Moskwa
-
Kuba1001
Nie odpowiedział, był w zbyt wielkim szoku po tym, co się wydarzyło.
‐ One… One dalej tu są, prawda? ‐ zapytał, ale nie wiedziałeś, czy aby na pewno Ciebie. ‐ Oby tamte potwory ich nie dopadły…

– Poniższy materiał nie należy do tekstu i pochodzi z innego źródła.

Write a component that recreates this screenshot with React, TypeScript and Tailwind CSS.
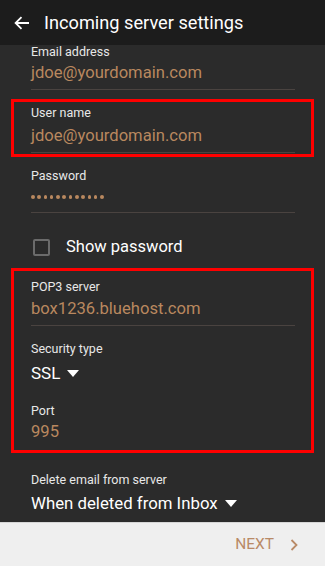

Po chwili nagle zerwał się z podłogi i rzucił ku drzwiom, tym samym, które wskazał wcześniej palcem, mówiąc o “stworach z dzwonnicy”. -
-
-
-
-
konrafal12
Wolał nie ryzykować swojego życia, dla osób których nawet nie znał i nie wiedział gdzie są. Gdyby bezinteresownie pomagał każdemu kogo spotkał już dawno byłby martwy. Po chwili przypomniał sobie dlaczego w ogóle wszedł do cerkwi i sprawdził pozycję słońca na niebie, aby ustalić ile ma czasu na znalezienie schronienia zanim zapadnie zmrok.
-
-
-
-
-
-
-
-
-
-
-
-
-
Kuba1001
To na pewno. Podczas doglądania zabezpieczeń, zobaczyłeś na zewnątrz kilka Wampirów, ohydnych potworów i abominacji, polujących wyłącznie nocą. Teraz masz przynajmniej pewność, że już nie zaśniesz, bo będą tkwić tu pewnie do bladego świtu, o ile nie zwęszą nowego potencjalnego źródła pokarmu.
-
konrafal12
Wrócił za ladę i wyjął z plecaka chleb i wodę. Jeszcze nic dzisiaj nie jadł, więc urwał spory kawał pieczywa, który zjadł popijając połową butelki wody. Kiedy skończył schował wymienione przedmioty z powrotem do plecaka. Aby umilić sobie czas, wyjął nóż i zaczął go podrzucać, tak jak robił to ze znajomymi zanim ten syf się zaczął.